Drummer Tyler Williams brought Hamptons Monthly up to speed on the band’s time off, spending last summer by the beach just north of San Francisco writing their new record, and talked about the appeal of outdoor shows in places like The Hamptons…

The band took a break after several years of touring. How was it coming back together after having completely different life experiences?

It was really refreshing just because we spent so much time together and you feel like a family, you have so many shared experiences that nothing feels new anymore. We searched out new experiences, just lived life really. When we came back together, it was like a glowy, beautiful time.

Your music has always felt effortless, free-spirited, and that is no different on new album Signs of Light. The Hamptons are a wonderful escape from the noise of the city. You have many outdoor shows this summer. What do you think will be most enjoyable about playing an open-air show at Surf Lodge in Montauk?

I mean what doesn’t sound enjoyable about that? I think Jon was able to do a solo show there maybe about two years ago, and he always raves about it. Playing outdoors is sort of where music lives. I’m definitely cool with a beach vibe in the summer. We do have a lot of outdoor shows this summer, but none that have such an intimate feel. All the smaller shows have such a different energy. You can have a much deeper connection with the crowd. It’s a little more intimidating, but maybe the open air will ease that—like, it’s very zen.

“If someone is at the show, just come up and say hello and we’ll buy you a beer.” – Tyler Williams 

“I Don’t Mind” and “Colors” are really bright songs on this album. If you were to choose a five-song playlist to listen to this summer while on the beach or driving cross-country on tour, what would those tunes be?

I really have been enjoying the new Spoon record; there’s a song called “Hot Thoughts” that I think is kind of perfect for a little summer playlist. I’ll pick one of ours, “City of Angels;” it’s just a nice, breezy summer tune. If you have a convertible you should put the top down for that one. My friend Lucy Dacus has a song called “I Don’t Wanna Be Funny Anymore.” Whitney’s “No Woman;” they opened for us a couple months ago. I’d put the new The National song that just came out yesterday, “The System Only Dreams in Total Darkness.”

What’s a summer memory you have of The Head and the Heart?

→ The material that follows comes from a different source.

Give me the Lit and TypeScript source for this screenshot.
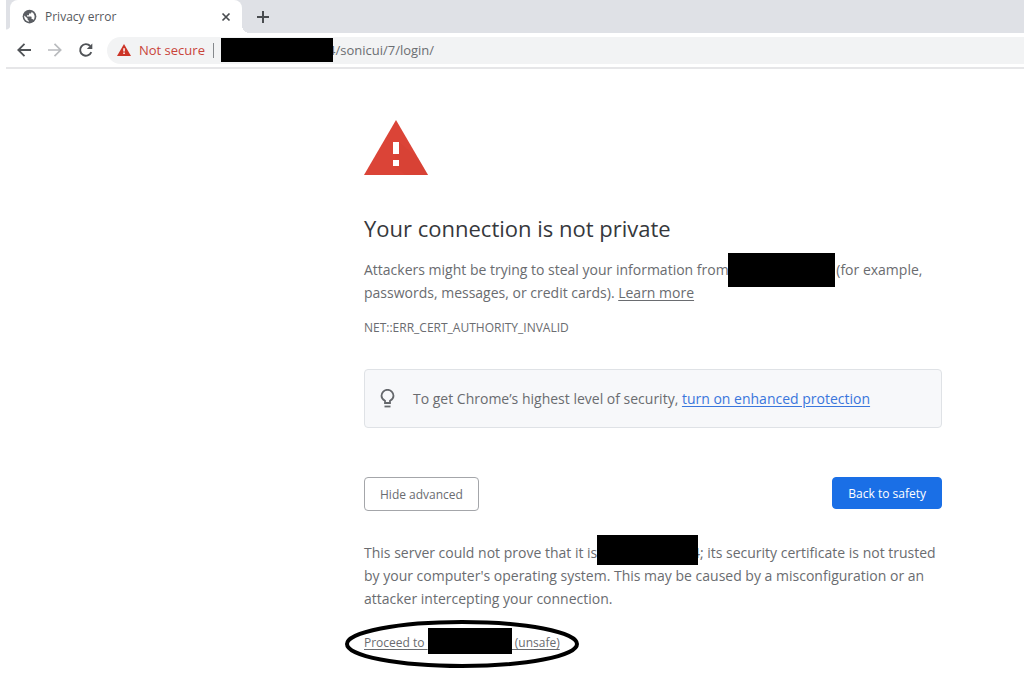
import { LitElement, html, css } from "lit";
import { customElement } from "lit/decorators.js";

const FONT = css`"Open Sans", "Noto Sans", sans-serif`;

@customElement("browser-bar")
class BrowserBar extends LitElement {
  static styles = css`
    :host { display: block; font-family: ${FONT}; }
    button { border: 0; padding: 0; background: none; display: flex; color: #494c50; }
    svg { display: block; }
    .strip { display: flex; height: 33px; background: #dfe1e6; padding-left: 4px; }
    .tab {
      position: relative; display: flex; align-items: center; gap: 8px; box-sizing: border-box;
      width: 232px; padding: 0 11px 0 12px; background: #fff; border-radius: 8px 8px 0 0;
    }
    .tab::before, .tab::after {
      content: ""; position: absolute; bottom: 0; width: 8px; height: 8px;
    }
    .tab::before { left: -4px; width: 4px; background: radial-gradient(circle at 0 0, #dfe1e6 4px, #fff 5px); }
    .tab::after { right: -8px; background: radial-gradient(circle at 100% 0, #dfe1e6 8px, #fff 8px); }
    .title { flex: 1; font-size: 12px; line-height: 16px; color: #56595d; }
    .new { align-self: center; margin-left: 15px; }
    .tools {
      display: flex; align-items: center; height: 34px;
      padding-left: 10px; border-bottom: 2px solid #e6e6e8; background: #fff;
    }
    .nav { display: flex; gap: 15px; }
    .box {
      flex: 1; display: flex; align-items: center; height: 27px; margin-left: 13px; padding-left: 10px;
      border-radius: 14px 0 0 14px; background: #f2f3f4; font-size: 13px;
    }
    .warn { width: 66px; margin-left: 8px; color: #c9443a; white-space: nowrap; }
    .sep { width: 1px; height: 15px; margin: 0 7px 0 8px; background: #85888c; }
    .mask { position: relative; width: 112px; height: 24px; background: #000; }
    input {
      flex: 1; min-width: 0; margin-left: -5px; padding: 0; border: 0; background: none;
      font: 13px ${FONT}; color: #6b6e72; outline: 0;
    }
  `;

  render() {
    return html`
      <div class="strip">
        <div class="tab">
          <svg width="15" height="15" viewBox="0 0 24 24">
            <circle cx="12" cy="12" r="11" fill="#5b5e63" />
            <path fill="#fff" d="M11 20.4A8.5 8.5 0 0 1 3.7 10.2L9 15.2v1c0 1.1.9 2 2 2zM18.3 17.5c-.3-.9-1.1-1.5-2-1.5h-1v-3c0-.6-.4-1-1-1H8v-2h2.200c.6 0 1-.4 1-1V7h2c1.100 0 2-.9 2-2v-.6a8.600 8.600 0 0 1 3.100 13.100z" />
          </svg>
          <span class="title">Privacy error</span>
          <button aria-label="Close tab">
            <svg width="10" height="10" viewBox="0 0 10 10"><path d="M1.500 1.500l7 7M8.500 1.500l-7 7" stroke="currentColor" stroke-width="1.700" /></svg>
          </button>
        </div>
        <button class="new" aria-label="New tab">
          <svg width="12" height="12" viewBox="0 0 12 12"><path d="M6 0v12M0 6h12" stroke="currentColor" stroke-width="2" /></svg>
        </button>
      </div>
      <div class="tools">
        <div class="nav">
          <button aria-label="Back">
            <svg width="16" height="16" viewBox="0 0 16 16"><path d="M15 8H2.500M8.500 1.800L2.300 8l6.200 6.200" fill="none" stroke="#505357" stroke-width="1.800" /></svg>
          </button>
          <button aria-label="Forward">
            <svg width="16" height="16" viewBox="0 0 16 16"><path d="M1 8h12.500M7.500 1.800L13.700 8l-6.200 6.200" fill="none" stroke="#b9bbbe" stroke-width="1.700" /></svg>
          </button>
          <button aria-label="Reload">
            <svg width="16" height="16" viewBox="0 0 16 16"><path d="M13.300 10.200A5.800 5.800 0 1 1 12.200 4" fill="none" stroke="#505357" stroke-width="1.900" /><path d="M14.300 1.500v5.500H8.800z" fill="#505357" /></svg>
          </button>
        </div>
        <div class="box">
          <svg width="14" height="12" viewBox="0 0 14 12"><path d="M7 0l7 12H0z" fill="#cc3427" /><path d="M6.300 4.300h1.500v3.200H6.300zM6.300 8.500h1.500V10H6.300z" fill="#fff" /></svg>
          <span class="warn">Not secure</span>
          <span class="sep"></span>
          <span class="mask"></span>
          <input aria-label="Address" value="4/sonicui/7/login/" />
        </div>
      </div>
    `;
  }
}

@customElement("app-root")
export class AppRoot extends LitElement {
  static styles = css`
    :host { display: block; padding-left: 6px; background: #fff; font-family: ${FONT}; color: #6a6c70; }
    main { max-width: 578px; margin-left: 358px; padding: 51px 0 20px; font-size: 14px; line-height: 23px; }
    svg { display: block; }
    h1 { margin: 36px 0 0; font-size: 22px; line-height: 34px; font-weight: 400; color: #36383c; }
    p { margin: 0; white-space: nowrap; }
    a { color: inherit; text-underline-offset: 2px; }
    .lead { margin-top: 13px; }
    .code { margin-top: 13px; font-size: 12px; line-height: 22px; }
    .mask { position: relative; display: inline-block; vertical-align: middle; background: #000; }
    .host { width: 107px; height: 34px; margin: -9px 1px -7px -4px; }
    .server { width: 101px; height: 30px; margin: -14px -6px -6px -4px; }
    .target { width: 84px; height: 26px; margin: -10px 0 -4px; }
    .tip {
      display: flex; align-items: center; gap: 18px; margin-top: 30px; padding: 17px 15px;
      border: 1px solid #dfe2e6; border-radius: 4px; background: #f7f8fa;
    }
    .tip a { color: #3a76dc; }
    .actions { display: flex; justify-content: space-between; align-items: flex-start; margin: 49px 0 30px; }
    button {
      box-sizing: border-box; height: 34px; padding: 0 15px; border: 1px solid #a4a6aa; border-radius: 4px;
      background: #fff; font: 12px ${FONT}; color: #6a6c70;
    }
    .safe { height: 32px; border-color: #1a6fe6; background: #1a6fe6; color: #fff; }
    .proceed { display: inline-block; position: relative; margin-top: 21px; font-size: 12px; white-space: nowrap; }
    .ring { position: absolute; left: -20px; top: -12px; pointer-events: none; }
  `;

  render() {
    return html`
      <browser-bar></browser-bar>
      <main>
        <svg width="64" height="55" viewBox="0 0 64 55">
          <path d="M32 0l32 55H0z" fill="#db4437" />
          <path d="M35 22l19 16 10 17H42L29 46z" fill="#cf3f33" opacity=".3" />
          <path d="M29 22h6v12h-6zM29 40h6v6h-6z" fill="#fff" />
        </svg>
        <h1>Your connection is not private</h1>
        <p class="lead">
          Attackers might be trying to steal your information from <span class="mask host"></span>(for example,<br />
          passwords, messages, or credit cards). <a href="#">Learn more</a>
        </p>
        <p class="code">NET::ERR_CERT_AUTHORITY_INVALID</p>
        <div class="tip">
          <svg width="15" height="20" viewBox="0 0 15 20">
            <path d="M5 14v-2.200C3 10.800 1.500 9 1.500 6.800a6 6 0 0 1 12 0c0 2.200-1.500 4-3.500 5V14z" fill="none" stroke="#64676b" stroke-width="1.800" />
            <path d="M4.500 17.500h6" stroke="#64676b" stroke-width="1.800" />
          </svg>
          <p>To get Chrome’s highest level of security, <a href="#">turn on enhanced protection</a></p>
        </div>
        <div class="actions">
          <button>Hide advanced</button>
          <button class="safe">Back to safety</button>
        </div>
        <p>
          This server could not prove that it is <span class="mask server"></span>4; its security certificate is not trusted<br />
          by your computer's operating system. This may be caused by a misconfiguration or an<br />
          attacker intercepting your connection.
        </p>
        <div class="proceed">
          <a href="#">Proceed to <span class="mask target"></span> (unsafe)</a>
          <svg class="ring" width="236" height="50" viewBox="0 0 236 50">
            <ellipse cx="118" cy="25" rx="115" ry="22" fill="none" stroke="#000" stroke-width="4" />
          </svg>
        </div>
      </main>
    `;
  }
}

My favorite summer memory with the band was when we were writing the new record in Stinson Beach, about an hour north of San Francisco. It’s amazing. We reconvened there and had an amazing week at a studio on the glowing cliff side overlooking the beach. It really affected our record and it kind of felt magical. We heard about the studio from My Morning Jacket.

As a band, do you see yourselves connecting with the Montauk vibe and crowd given your casual, Bohemian style?

Yeah, I’d hope so. We’re pretty chill bros. We kind of, you know we’re not too precious, we kind of just like to honestly express ourselves in whatever song we write in whichever way we do it. I think we’re fairly relatable people. If someone is at the show, just come up and say hello and we’ll buy you a beer.